En outre, on rappellera que la démultiplication des territoires de l'action publique nécessite des interventions multiniveaux, depuis le niveau communal jusqu'au niveau fédéral en passant par les provinces, les régions, les communautés. Autant de niveaux qui ont continué à travailler durant tout ce temps. L'action publique ne s'est ainsi nullement arrêtée. Mais il y a plus.

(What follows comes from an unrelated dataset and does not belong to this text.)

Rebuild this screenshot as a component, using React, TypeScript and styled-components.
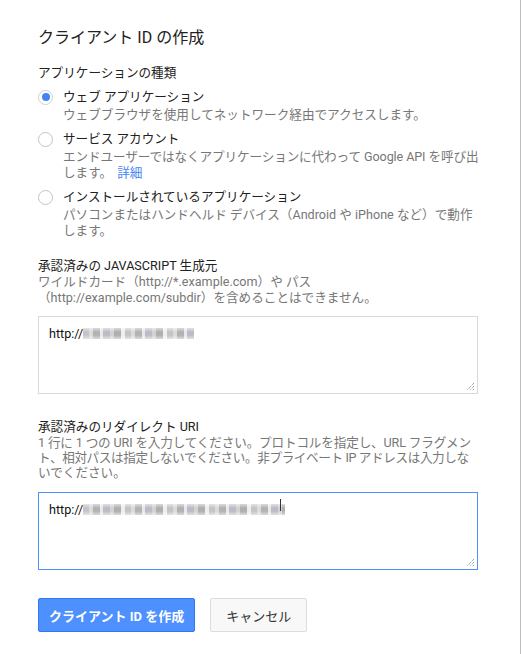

Des acteurs intermédiaires

Ce serait se méprendre sur la nature même du politique. Le champ de l'action publique ne cesse ainsi de s'étendre à une pluralité d'acteurs intermédiaires situés entre l'État et le citoyen. Les communes, les CPAS, les services provinciaux, les intercommunales, les services des entités publiques non fédérales, les universités, des institutions comme les hôpitaux, les centres de recherche mais aussi les ASBL, les associations, les fédérations de services, et même les cabinets d'experts, les entreprises, etc. complexifient et densifient le champ de l'intervention publique. Toute une palette élargie d'agents, d'acteurs et d'institutions intermédiaires est aujourd'hui nécessaire pour rendre les politiques publiques vraiment effectives.

 

 

Et cette seule démultiplication du nombre d'acteurs interdit de faire de ces instances classiques que sont les gouvernements et les administrations les seuls initiateurs de l'action publique. Il n'y a pas aujourd'hui de politiques de l'emploi sans syndicats et employeurs, pas de politiques d'action sociale sans les CPAS, de politiques d'environnement sans citoyens et acteurs locaux, de politiques de santé sans hôpitaux, sans acteurs professionnels.

La question de la "gouvernementabilité"

Jamais l'absence de gouvernement n'aura autant mis en évidence l'importance de la question de la gouvernance ou de la «gouvernementalité» au sein de notre pays, si l'on accepte de voir, après Michel Foucault, derrière cette question de la «gouvernementalité», celle de la conduite effective d'une société, celle de la capacité de cette société à se gouverner au quotidien. Nous vivons dans l'ère d'un «État à distance», caractérisée par un mouvement apparent de retrait de l'État, mouvement appuyé sur un intense développement de ces acteurs intermédiaires de l'action publique.

La gouvernementalité de cet «État à distance» reposerait sur le développement considérable de services mais aussi de technologies sociales implantées dans la société libérale et invitant les individus à intervenir sur eux-mêmes, à s'ajuster les uns aux autres. Aujourd'hui, cet «État à distance» trouverait en Belgique un point d'orgue, à travers la crise que nous traversons et la figure tant décriée de l'«État absent».

Mais que mettre précisément derrière l'absence si ce n'est cette idée chère à certains : le lieu du pouvoir serait devenu un lieu vide, non pas en raison de l'absence de ses acteurs politiques mais parce que le propre du pouvoir, dans toute société démocratique digne de ce nom, serait son caractère inappropriable par tout souverain ou tout gouvernant. Ce vide du pouvoir serait devenu l'épreuve redoutable du politique. Cela explique aussi ce réflexe qui consiste à vouloir agiter ou briller pour exister. Quête de visibilité, au risque d'enfermer le débat dans des envolées politiques qui finissent par contraindre les orientations politiciennes face à des citoyens quelque peu abasourdis par tant de montées en affaires. Il y a sans doute surmédiatisation de l'espace politique fédéral alors que plus aucune formation politique n'est à proprement parler à vocation purement fédérale.

Si cette crise ne peut perdurer et doit avoir une fin, il faudra alors à son terme se souvenir que cette épreuve de l'absence nous aura au moins appris une chose sur le politique et sur nous-mêmes : le politique ne se cantonne pas aux quelques échanges, aux quelques bons mots, voire aux effets d'annonce savamment préparés. Toute une réalité bien moins médiatisée se joue aussi dans l'infra-politique des sociétés.